In our study, there were significant differences between the three groups regarding direct bilirubin, total bilirubin, serum ALT, serum AST, serum albumin, serum ALP, serum AFP, serum creatinine, serum urea, platelets, INR, and PT. But, there were no significant differences between the three studied groups regarding hemoglobin and BMI. No significant difference was found between HCC and chronic hepatitis groups regarding studied parameters except AFP. Moreover, a significant difference between control and chronic hepatitis groups regarding all parameters except AFP, serum creatinine, and urea.
Similar results were found by Barooah et al. (2019) and Raafat Rowida et al. (2020). They reported that serum levels of ALT, AST, and bilirubin were higher among patients of HCC than those of chronic liver disease [22, 25]. Also, Bruix and Sherman (2011) showed that the serum level of ALT and AST were elevated in HCC especially the advanced cases, and the difference becomes greater as the disease progresses [26]. On the other hand, AFP levels may be normal in up to 40% of patients with HCC, particularly during the early stages (low sensitivity). Elevated AFP levels may be seen in patients with cirrhosis or exacerbations of chronic hepatitis (low specificity) [27].
Our study revealed that patients with HCC had a higher frequency of Apa-I CC genotype compared to those with chronic hepatitis C or control.

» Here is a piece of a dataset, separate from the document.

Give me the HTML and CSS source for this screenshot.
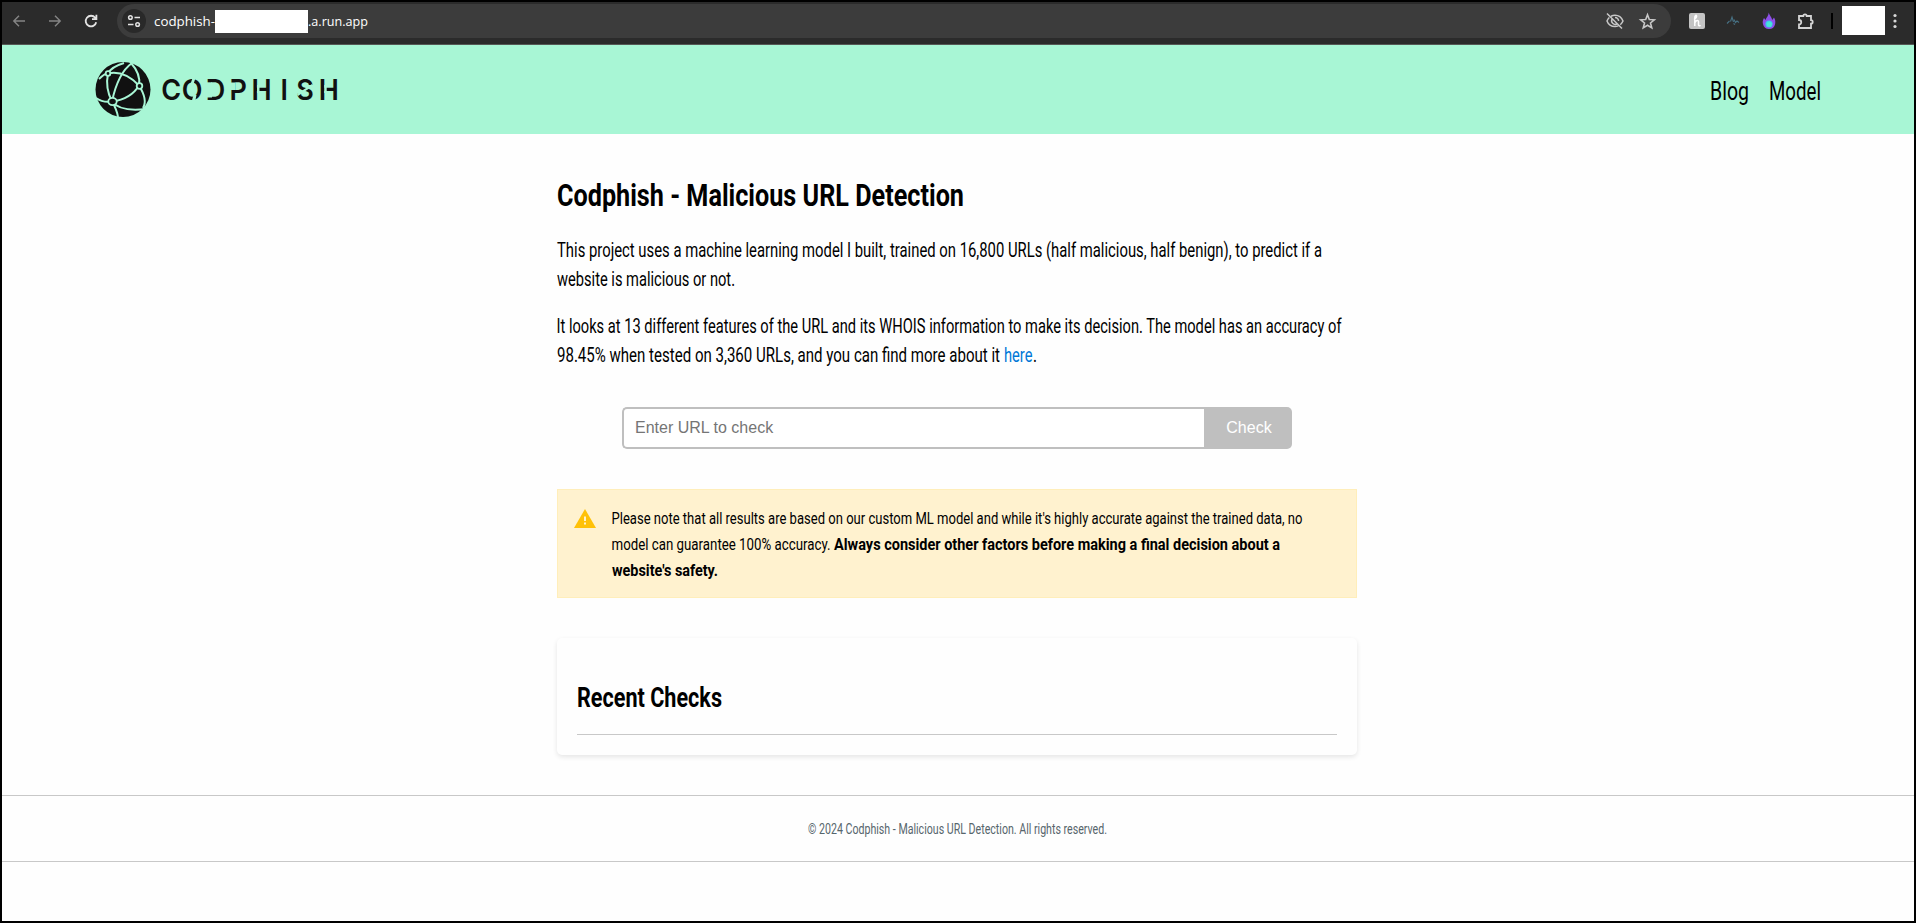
FILE: index.html
```
<!DOCTYPE html>
<html lang="en">
<head>
<meta charset="utf-8">
<title>Codphish - Malicious URL Detection</title>
<link rel="stylesheet" href="styles.css">
</head>
<body>
<div class="window">
  <div class="toolbar">
    <div class="nav-buttons">
      <svg class="tool-icon dim" viewBox="0 0 16 16"><path d="M14 8H3M8 2.8 2.8 8 8 13.2"/></svg>
      <svg class="tool-icon dim" viewBox="0 0 16 16"><path d="M2 8h11M8 2.8 13.2 8 8 13.2"/></svg>
      <svg class="tool-icon reload" viewBox="0 0 16 16"><path d="M13.2 9.2A5.3 5.3 0 1 1 12.2 4.8L13.3 6M13.4 1.8V6.2H9"/></svg>
    </div>
    <div class="omnibox">
      <div class="site-info">
        <svg viewBox="0 0 14 14"><circle cx="3.4" cy="3.5" r="1.8"/><path d="M7.5 3.5H13M1 10.5h5.5"/><circle cx="10.6" cy="10.5" r="1.8"/></svg>
      </div>
      <svg class="url" width="61" height="24"><text x="0" y="17" textLength="61" lengthAdjust="spacingAndGlyphs">codphish-</text></svg>
      <span class="redacted"></span>
      <svg class="url" width="61" height="24"><text x="0" y="17" textLength="60" lengthAdjust="spacingAndGlyphs">.a.run.app</text></svg>
      <div class="omnibox-actions">
        <svg class="eye" viewBox="0 0 20 18"><path d="M6 4.2A9.6 9.6 0 0 1 10 3.3c3.6 0 6.6 2.2 8 5.7a9.7 9.7 0 0 1-2.7 3.7M13.300 13.900A8.800 8.800 0 0 1 10 14.600C6.400 14.600 3.300 12.500 2 9a9.800 9.800 0 0 1 2.300-3.500M2 1.500 17 16.500M7 7.200a3.600 3.600 0 0 0 4.800 4.800M10 5.400a3.600 3.600 0 0 1 3.600 3.600"/></svg>
        <svg class="star" viewBox="0 0 16 16"><path d="M8 1.700 9.700 6.100 14.400 6.400 10.800 9.400 12 14 8 11.500 4 14 5.200 9.400 1.600 6.400 6.300 6.100Z"/></svg>
      </div>
    </div>
    <div class="extensions">
      <svg class="ext" viewBox="0 0 16 16"><rect width="16" height="16" rx="2" fill="#c4c4c4"/><path d="M5 6.500C6.500 5.500 8 4 7.500 2.800S5.500 3 5.800 5.500V13M5.800 10C6.500 7 9.800 6.500 9.500 9v3c0 1 1 1.200 2 .2" fill="none" stroke="#fff" stroke-width="1.500"/></svg>
      <svg class="ext" viewBox="0 0 16 16"><path d="M2 10.500 4.500 8M5.500 8.500 7 4l1.500 5M9 6.500l1.500 3L12 8l2 1.500M8.500 10.500 10 11.500" fill="none" stroke="#477184" stroke-width="1.100"/></svg>
      <svg class="ext" viewBox="0 0 16 18"><path d="M7.500 .5C9 4 10.600 5 11.200 8L13 5.500C14.500 8 14.600 10 14 12.500A6.200 6.200 0 0 1 2 12.300C1.300 9.500 2 7.500 3 6L4.700 8C5.300 5 7.800 4 7.500 .5Z" fill="#8d50e8"/><circle cx="8" cy="12" r="3.600" fill="#3cc5ef"/><path d="m5.500 11 3-1.700 2.800 2-1.500 3.700-3.500-.5Z" fill="#48e4d5"/></svg>
      <svg class="ext puzzle" viewBox="0 0 18 18"><path d="M2 4H6.300A1.700 1.700 0 0 1 9.700 4H14V8.200A1.700 1.700 0 0 1 14 11.600V16H2V12.500A2.200 2.200 0 0 0 2 8Z"/></svg>
      <span class="divider"></span>
      <span class="profile"></span>
      <svg class="menu" viewBox="0 0 4 16"><circle cx="2" cy="2.500" r="1.600"/><circle cx="2" cy="8" r="1.600"/><circle cx="2" cy="13.500" r="1.600"/></svg>
    </div>
  </div>

  <header class="site-header">
    <svg class="brand" width="248" height="58" viewBox="0 0 248 58">
      <circle cx="28" cy="28.500" r="27.500" fill="#111"/>
      <g class="mesh">
        <path d="M4 18Q10 12 13 12.500Q16 6 29 2M13 12.500Q29 9 44 24.500Q46 13 36 2"/>
        <path d="M13 12.500Q10 27 17 40.500Q23 12 37 2"/>
        <path d="M1 37Q8 42 17 40.500Q36 38 44 24.500Q53 39 48 47"/>
        <path d="M17 40.500Q25 51 51 48M17 40.500Q22 49 23 56"/>
      </g>
      <g class="nodes"><circle cx="13" cy="12.500" r="2.300"/><circle cx="44.500" cy="25" r="2.800"/><ellipse cx="17.500" cy="40.500" rx="4.200" ry="3.600"/></g>
      <text class="wordmark" y="39.500" transform="scale(.93 1)" x="71.300 93.200 119 144.600 168.300 199.500 216.500 240.500">CODPHISH</text>
      <g class="stencil">
        <path d="M97.500 17h3l-2 6h-3zM98.500 34h3l-1.500 7h-3.500z"/>
        <rect x="111" y="21.300" width="6" height="15.200"/>
        <rect x="135" y="21.500" width="5" height="7.500"/>
        <rect x="162" y="24" width="2.500" height="8"/>
        <path d="m202 33 15-10 1 2-15 10z"/>
        <rect x="229.200" y="24" width="2.500" height="8"/>
      </g>
    </svg>
    <nav class="site-nav">
      <svg width="39" height="40"><text y="28" textLength="39" lengthAdjust="spacingAndGlyphs">Blog</text></svg>
      <svg width="52" height="40"><text y="28" textLength="52" lengthAdjust="spacingAndGlyphs">Model</text></svg>
    </nav>
  </header>

  <main class="content">
    <h1 class="title"><svg width="408" height="48"><text y="34" textLength="407" lengthAdjust="spacingAndGlyphs">Codphish - Malicious URL Detection</text></svg></h1>
    <p class="intro">
      <svg width="766" height="29"><text y="21.500" textLength="765" lengthAdjust="spacingAndGlyphs">This project uses a machine learning model I built, trained on 16,800 URLs (half malicious, half benign), to predict if a</text></svg>
      <svg width="766" height="29"><text y="21.500" textLength="178" lengthAdjust="spacingAndGlyphs">website is malicious or not.</text></svg>
    </p>
    <p class="intro">
      <svg width="786" height="29"><text x="-.500" y="21.500" textLength="785" lengthAdjust="spacingAndGlyphs">It looks at 13 different features of the URL and its WHOIS information to make its decision. The model has an accuracy of</text></svg>
      <span class="line">
        <svg width="447" height="29"><text y="21.500" textLength="443" lengthAdjust="spacingAndGlyphs">98.45% when tested on 3,360 URLs, and you can find more about it</text></svg>
        <a class="link" href="#"><svg width="29" height="29"><text y="21.500" textLength="28.500" lengthAdjust="spacingAndGlyphs">here</text></svg></a>
        <svg width="4" height="29"><text y="21.500" textLength="4" lengthAdjust="spacingAndGlyphs">.</text></svg>
      </span>
    </p>
    <form class="search">
      <input class="search-input" type="text" placeholder="Enter URL to check">
      <button class="search-button" type="button">Check</button>
    </form>
    <div class="notice">
      <svg class="warning" viewBox="0 0 22 19"><path d="M11 0 22 19H0Z" fill="#ffc107"/><path d="M10 7.500h2V12h-2zM10 13.500h2v2h-2z" fill="#fff3cd"/></svg>
      <div class="notice-text">
        <svg width="692" height="26"><text x="-.500" y="17" textLength="691" lengthAdjust="spacingAndGlyphs">Please note that all results are based on our custom ML model and while it's highly accurate against the trained data, no</text></svg>
        <svg width="692" height="26"><text x="-.500" y="17" textLength="219" lengthAdjust="spacingAndGlyphs">model can guarantee 100% accuracy.</text><text class="strong" x="222" y="17" textLength="446" lengthAdjust="spacingAndGlyphs">Always consider other factors before making a final decision about a</text></svg>
        <svg width="692" height="26"><text class="strong" y="17" textLength="106" lengthAdjust="spacingAndGlyphs">website's safety.</text></svg>
      </div>
    </div>
    <section class="recent">
      <h2 class="recent-title"><svg width="146" height="40"><text y="30" textLength="145" lengthAdjust="spacingAndGlyphs">Recent Checks</text></svg></h2>
    </section>
  </main>

  <footer class="site-footer">
    <svg width="300" height="24"><text y="16" textLength="299" lengthAdjust="spacingAndGlyphs">© 2024 Codphish - Malicious URL Detection. All rights reserved.</text></svg>
  </footer>
</div>
</body>
</html>
```
FILE: styles.css
```
* { box-sizing: border-box; }
body { margin: 0; background: #fff; font-family: Roboto, "Liberation Sans", sans-serif; color: #000; }
svg { display: block; flex: none; overflow: visible; }

.window { height: 923px; border: 2px solid #000; background: #fefefe; overflow: hidden; }

.toolbar { display: flex; align-items: flex-start; height: 43px; padding-top: 2px; background: #2b2b2b; border-bottom: 1px solid #565956; }
.nav-buttons { display: flex; align-items: center; gap: 20px; width: 115px; height: 34px; padding-left: 9px; }
.tool-icon { width: 16px; height: 16px; fill: none; stroke: #e3e3e3; stroke-width: 1.7; }
.tool-icon.dim { stroke: #858585; stroke-width: 1.4; }
.tool-icon.reload { stroke-width: 1.8; }
.omnibox { display: flex; align-items: center; width: 1554px; height: 34px; padding-left: 5px; border-radius: 17px; background: #3c3c3c; }
.site-info { display: flex; align-items: center; justify-content: center; width: 24px; height: 24px; margin-right: 8px; border-radius: 50%; background: #292929; }
.site-info svg { width: 14px; height: 14px; fill: none; stroke: #e3e3e3; stroke-width: 1.5; }
.url { font-family: "Open Sans", "Noto Sans", sans-serif; font-size: 13.5px; fill: #fff; }
.redacted { width: 93px; height: 23px; background: #fff; }
.omnibox-actions { display: flex; align-items: center; gap: 14px; margin-left: auto; padding-right: 15px; }
.omnibox-actions svg { fill: none; stroke: #c7c7c7; stroke-width: 1.5; }
.eye { width: 20px; height: 18px; }
.star { width: 17px; height: 17px; }
.extensions { display: flex; align-items: center; height: 34px; padding-left: 18px; }
.ext { width: 16px; height: 18px; margin-right: 20px; }
.puzzle { width: 18px; margin-right: 16px; fill: none; stroke: #d5d5d5; stroke-width: 1.8; }
.divider { width: 2px; height: 16px; margin-right: 9px; background: #000; }
.profile { width: 43px; height: 29px; margin: -2px 8px 0 0; background: #fff; }
.menu { width: 4px; height: 16px; fill: #d8d8d8; }

.site-header { display: flex; justify-content: space-between; align-items: center; height: 89px; padding: 0 93px; background: #a8f6d5; }
.mesh { fill: none; stroke: #a8f6d5; stroke-width: 2; }
.nodes { fill: #111; stroke: #a8f6d5; stroke-width: 1.8; }
.wordmark { font: 600 29px Inter, sans-serif; fill: #111; }
.stencil { fill: #a8f6d5; }
.site-nav { display: flex; gap: 20px; padding-top: 4px; font-size: 26px; }

.content { width: 800px; margin: 0 0 0 555px; }
.title { margin: 38px 0 0; font-size: 31px; font-weight: 700; }
.intro { margin: 15px 0 0; font-size: 19.5px; }
.intro + .intro { margin-top: 18px; }
.line { display: flex; }
.link { fill: #0078d7; }
.search { display: flex; width: 670px; height: 42px; margin: 38px auto 40px; }
.search-input { flex: 1; min-width: 0; padding: 0 11px; border: 2px solid #bfbfbf; border-right: 0; border-radius: 5px 0 0 5px; background: #fff; font: 16px "Liberation Sans", sans-serif; }
.search-input::placeholder { color: #757575; }
.search-button { width: 88px; padding: 0 0 0 2px; border: 0; border-radius: 0 5px 5px 0; background: #bfbfbf; color: #fff; font: 16px "Liberation Sans", sans-serif; }
.notice { display: flex; gap: 16px; height: 109px; padding: 17px 16px; border: 1px solid #ffeeba; background: #fff2cf; font-size: 17.4px; }
.warning { width: 22px; height: 19px; margin-top: 2px; }
.strong { font-weight: 700; }
.recent { height: 117px; margin-top: 40px; padding: 39px 20px 0; border-radius: 5px; background: #fefefe; box-shadow: 0 2px 5px rgba(0, 0, 0, .1); }
.recent-title { height: 58px; margin: 0; border-bottom: 1px solid #c8c8c8; font-size: 27px; font-weight: 700; }
.site-footer { display: flex; justify-content: center; height: 67px; margin-top: 40px; padding-top: 22px; border: solid #c8c8c8; border-width: 1px 0; font-size: 14.5px; fill: #56656c; }
```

These results are similar to those found by Barooah et al. (2019), Raafat Rowida et al. (2020), and Hung et al. (2014) [22, 25, 28]. Hung et al. (2014) revealed that patients carrying the corresponding APa-1 CC genotype had a higher prevalence of HCC than those with CA or AA type. They revealed that age, male gender, lower platelet count (< 15 × 104/μL), and Apa-1 CC genotype were independent predictors for developing HCC [28]. Barooah et al. (2019) found that the frequency of the Apa-I CC genotype and ApaI C allele of the VDR gene was significantly higher in HCC and cirrhotic patients than controls. After adjusting for other covariates (age, gender, platelet count, AST, ALT, serum albumin, and viral load), logistic regression analysis showed that the Apa-I CC genotype was independent predictor of HCC development [22]. Baur et al. showed that Apa1 CC genotype was associated with a rapid fibrosis progression in cirrhotic HCV patients [29].
Our study showed a significant relation between Apa-1 VDR genotypes and AFP levels. This result was similar to that found by Raafat Rowida et al. (2020). Similar to our findings, they found that AFP was highest in those with the CC variant and platelet count was low in both CC and CA groups. However, in our study, platelet count did not reach a significant level as detected by them. They also found that Child-Pugh class C was more frequent in the CC group [25].